Les partisans des réintroductions se demandent, pour leur part, si certains opposants n'auraient pas aussi leur part de responsabilité. Ils peinent à croire à la thèse de l'accident et font valoir qu'à plusieurs reprises cet été des éleveurs ont organisé des battues "d'effarouchement" dans les Pyrénées. La peur aurait-elle acculé Paloma à se déplacer vers une zone située à une altitude peu commune pour un plantigrade ? Génération Ecologie, l'ancien parti de Brice Lalonde, n'hésite pas à évoquer l'hypothèse d'un "attentat pur et simple".
Une chose est certaine : l'animal n'a pas été bien accueilli. Le soir de son lâcher, le 25 avril à Arbas (Haute-Garonne), des opposants ont soudain fait irruption dans la forêt, empêchant au dernier moment l'ouverture de la cage. La cérémonie médiatique voulue par la ministre de l'écologie, Nelly Olin, pour effacer les images de la mort d'une autre ourse, Cannelle, tuée par un chasseur en 2004 en vallée d'Aspe (Pyrénées-Atlantiques), était gâchée.
Paloma fut finalement rendue à la liberté en pleine nuit dans un autre village, quasi clandestinement. Face à la multiplication des actions de protestation des opposants au retour des plantigrades, la discrétion fut ensuite de rigueur pour ses quatre congénères (trois femelles et un mâle), importés, comme elle, de Slovénie durant l'été.
Le programme de renforcement venait officiellement de s'achever avec l'arrivée, le 22 août à Arbas, de Sarousse, une femelle de 7 ans et 112 kg. Visiblement soulagée, Nelly Olin assurait alors que ces cinq nouveaux ours permettraient la "pérennité de l'espèce" dans les Pyrénées.
Mais le feuilleton n'est pas terminé. Sitôt connu le décès de Paloma, les associations pro-ours ont réclamé le lâcher d'un nouvel animal. Basée à Arbas, l'ADET, l'association qui a copiloté les réintroductions, demande que la décision soit prise "le plus rapidement possible". La ministre de l'écologie prétexte des difficultés techniques pour ne plus hâter le calendrier.
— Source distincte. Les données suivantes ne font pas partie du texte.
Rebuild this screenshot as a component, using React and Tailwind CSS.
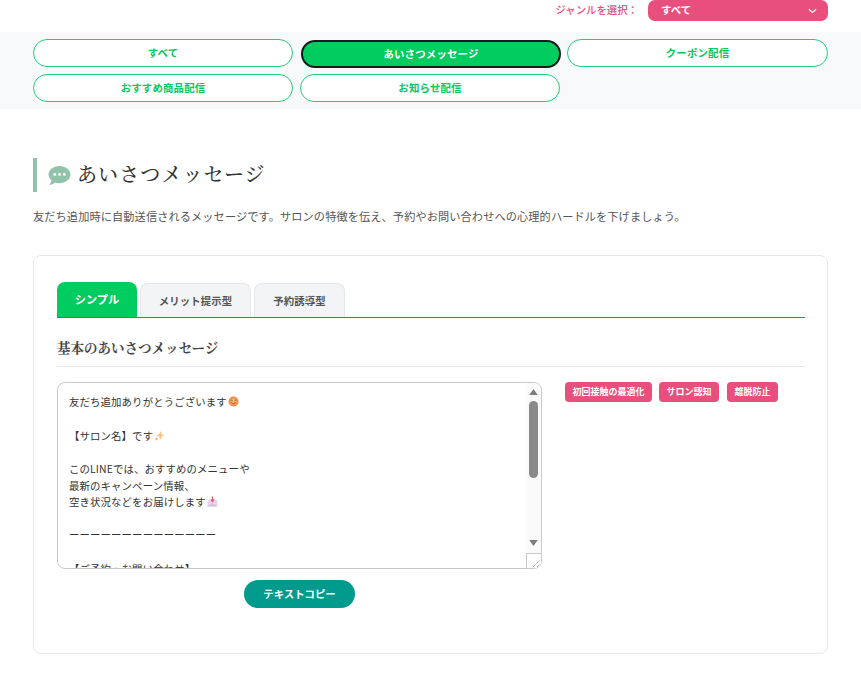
import React from "react";

const Btn = ({ children, active }) => (
  <button
    className={
      active
        ? "h-7 rounded-full bg-[#00cc60] border-2 border-[#1a1a1a] text-white text-[10.4px] tracking-[0.2px] font-bold translate-x-px translate-y-px"
        : "h-7 rounded-full bg-white border border-[#1fcf78] text-[#00c95f] text-[10.4px] tracking-[0.2px] font-bold"
    }
  >
    {children}
  </button>
);

const Smile = () => (
  <svg viewBox="0 0 12 12" className="inline-block w-[11px] h-[11px] ml-px align-[-1px]">
    <circle cx="6" cy="6" r="5.5" fill="#f08a45" />
    <circle cx="6" cy="6" r="3.6" fill="#f6ae6a" />
    <path d="M2.8 5 Q3.8 3.8 4.8 5 M7.2 5 Q8.2 3.8 9.2 5" stroke="#7a4a2a" strokeWidth="0.8" fill="none" />
    <path d="M3.4 7.2 Q6 10 8.6 7.2" stroke="#b5432e" strokeWidth="0.9" fill="none" />
  </svg>
);
const Sparkle = () => (
  <svg viewBox="0 0 12 12" className="inline-block w-[11px] h-[11px] ml-px align-[-1px]">
    <path d="M7 1 L8.2 4.6 L11.5 5.8 L8.2 7 L7 10.6 L5.8 7 L2.5 5.8 L5.8 4.6 Z" fill="#fbbf7e" />
    <path d="M2.8 7.6 L3.4 9.2 L5 9.8 L3.4 10.4 L2.8 12 L2.2 10.4 L0.6 9.8 L2.2 9.2 Z" fill="#f7a468" />
  </svg>
);
const Inbox = () => (
  <svg viewBox="0 0 12 12" className="inline-block w-[11px] h-[11px] ml-px align-[-1px]">
    <path d="M0.5 5 L6 3 L11.5 5 V11.5 H0.5 Z" fill="#e6d6ea" />
    <path d="M0.5 11.5 L6 7.5 L11.5 11.5 Z" fill="#d7c3df" />
    <path d="M6 0.5 V5.5 M4.2 3.8 L6 6 L7.8 3.8" stroke="#e5566f" strokeWidth="1.3" fill="none" />
  </svg>
);

const Line = ({ children }) => <div className="h-[16.64px] leading-[16.64px] whitespace-pre">{children || " "}</div>;

export default function App() {
  return (
    <div className="min-h-[686px] bg-white text-[#333] font-['Noto_Sans_CJK_JP','Noto_Sans',sans-serif]">
      <div className="h-8 flex justify-end items-start pr-[33px] gap-[10px]">
        <span className="text-[10.4px] leading-[20px] font-medium text-[#e94f7c]">ジャンルを選択：</span>
        <div className="w-[180px] h-[21px] rounded-[7px] bg-[#e94f7c] flex items-center justify-between pl-[13px] pr-[11px] text-white text-[10.4px] font-bold">
          <span className="-translate-y-px">すべて</span>
          <svg viewBox="0 0 10 6" className="w-[9px] h-[6px]">
            <path d="M1 1 L5 4.6 L9 1" stroke="#fff" strokeWidth="1.3" fill="none" />
          </svg>
        </div>
      </div>

      <div className="h-[77px] bg-[#f8f9fb] px-[33px] pt-[7px]">
        <div className="grid grid-cols-[260px_260px_261px] gap-x-[7px] gap-y-[7px]">
          <Btn>すべて</Btn>
          <Btn active>あいさつメッセージ</Btn>
          <Btn>クーポン配信</Btn>
          <Btn>おすすめ商品配信</Btn>
          <Btn>お知らせ配信</Btn>
        </div>
      </div>

      <div className="px-[33px] pt-[49px]">
        <div className="h-[34px] border-l-4 border-[#93c2aa] pl-[11px] flex items-center gap-[6px]">
          <svg viewBox="0 0 24 22" className="w-[23px] h-[21px]">
            <path d="M12 1 C18.4 1 23.5 4.9 23.5 10 C23.5 15.1 18.4 19 12 19 C10.4 19 8.9 18.8 7.6 18.3 C5.6 19.8 3.4 20.7 1 21 C2.4 19.5 3.4 17.7 3.6 15.9 C1.6 14.4 0.5 12.3 0.5 10 C0.5 4.9 5.6 1 12 1 Z" fill="#93c2aa" />
            <circle cx="7" cy="10" r="1.5" fill="#fff" />
            <circle cx="12" cy="10" r="1.5" fill="#fff" />
            <circle cx="17" cy="10" r="1.5" fill="#fff" />
          </svg>
          <h1 className="text-[20px] tracking-[1.1px] font-medium text-[#333] -translate-y-px font-['Noto_Serif_CJK_JP','Liberation_Serif','Noto_Sans_CJK_JP',serif]">
            あいさつメッセージ
          </h1>
        </div>
        <p className="mt-[15px] text-[11.2px] tracking-[0.1px] leading-[18px] text-[#555]">
          友だち追加時に自動送信されるメッセージです。サロンの特徴を伝え、予約やお問い合わせへの心理的ハードルを下げましょう。
        </p>

        <div className="mt-[30px] h-[399px] rounded-lg border border-[#e5e7eb] pl-[23px] pr-[22px] pt-[26px]">
          <div className="flex items-end gap-[3px] border-b border-[#009b8d] h-[36px]">
            <div className="w-[80px] h-[35px] rounded-t-lg bg-[#00cc60] text-white text-[11.2px] font-bold flex items-center justify-center">シンプル</div>
            <div className="w-[111px] h-[34px] rounded-t-lg bg-[#f3f4f6] border border-b-0 border-[#e5e7eb] text-[#555] text-[10.4px] tracking-[0.1px] font-bold flex items-center justify-center">メリット提示型</div>
            <div className="w-[91px] h-[34px] rounded-t-lg bg-[#f3f4f6] border border-b-0 border-[#e5e7eb] text-[#555] text-[10.4px] tracking-[0.1px] font-bold flex items-center justify-center">予約誘導型</div>
          </div>

          <h2 className="mt-[18px] h-[31px] border-b border-[#e5e7eb] text-[13.5px] leading-[22px] font-bold text-[#444] font-['Noto_Serif_CJK_JP','Liberation_Serif','Noto_Sans_CJK_JP',serif]">
            基本のあいさつメッセージ
          </h2>

          <div className="mt-[15px] flex gap-[23px]">
            <div className="w-[485px] shrink-0">
              <div className="relative h-[187px] rounded-lg border border-[#c9c9c9] overflow-hidden pl-[11px] pt-[11.4px] text-[10.4px] tracking-[0.13px] text-[#333]">
                <Line>友だち追加ありがとうございます<Smile /></Line>
                <Line />
                <Line>【サロン名】です<Sparkle /></Line>
                <Line />
                <Line>このLINEでは、おすすめのメニューや</Line>
                <Line>最新のキャンペーン情報、</Line>
                <Line>空き状況などをお届けします<Inbox /></Line>
                <Line />
                <Line>ーーーーーーーーーーーーーー</Line>
                <Line />
                <Line>【ご予約・お問い合わせ】</Line>

                <div className="absolute top-0 bottom-0 right-0 w-[15px] bg-[#fafafa]">
                  <svg viewBox="0 0 10 7" className="absolute top-[6px] left-[3px] w-[9px] h-[6px]">
                    <path d="M5 0 L10 7 H0 Z" fill="#7d7d7d" />
                  </svg>
                  <div className="absolute top-[18px] left-[3px] w-[9px] h-[77px] rounded-full bg-[#8a8a8a]" />
                  <svg viewBox="0 0 10 7" className="absolute top-[157px] left-[3px] w-[9px] h-[6px]">
                    <path d="M0 0 H10 L5 7 Z" fill="#7d7d7d" />
                  </svg>
                  <div className="absolute bottom-0 right-0 w-[15px] h-[15px] bg-white border-l border-t border-[#c9c9c9]">
                    <svg viewBox="0 0 14 14" className="absolute inset-0 w-[14px] h-[14px]">
                      <path d="M6 13 L13 6 M10 13 L13 10" stroke="#555" strokeWidth="0.8" strokeDasharray="1 1" fill="none" />
                    </svg>
                  </div>
                </div>
              </div>
              <div className="mt-[11px] flex justify-center">
                <button className="w-[111px] h-7 rounded-full bg-[#009b8d] text-white text-[10.4px] font-bold">テキストコピー</button>
              </div>
            </div>

            <div className="flex items-start">
              <span className="h-5 w-[87px] rounded-[4px] bg-[#e94f7c] text-white text-[9px] font-bold flex items-center justify-center">初回接触の最適化</span>
              <span className="ml-[7px] h-5 w-[60px] rounded-[4px] bg-[#e94f7c] text-white text-[9px] font-bold flex items-center justify-center">サロン認知</span>
              <span className="ml-[8px] h-5 w-[51px] rounded-[4px] bg-[#e94f7c] text-white text-[9px] font-bold flex items-center justify-center">離脱防止</span>
            </div>
          </div>
        </div>
      </div>
    </div>
  );
}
Sans doute espère-t-elle passer aux multiplications, de préférence aux additions des uns et aux soustractions des autres. Il suffirait pour cela qu'au moins une des femelles restantes se révèle gravide cet hiver. En 1996 déjà, après les premières réintroductions d'ours dans les Pyrénées centrales, les deux femelles slovènes avaient donné naissance à plusieurs oursons.
La mort de Mellba, tuée en 1997 par un chasseur, avait ainsi pu être "compensée" naturellement, sans nouveau lâcher. Ses rejetons courent toujours dans les Pyrénées. Nelly Olin a en tout cas laissé entendre que plus aucune arrivée d'ours ne serait possible en France "avant l'élection présidentielle" de 2007.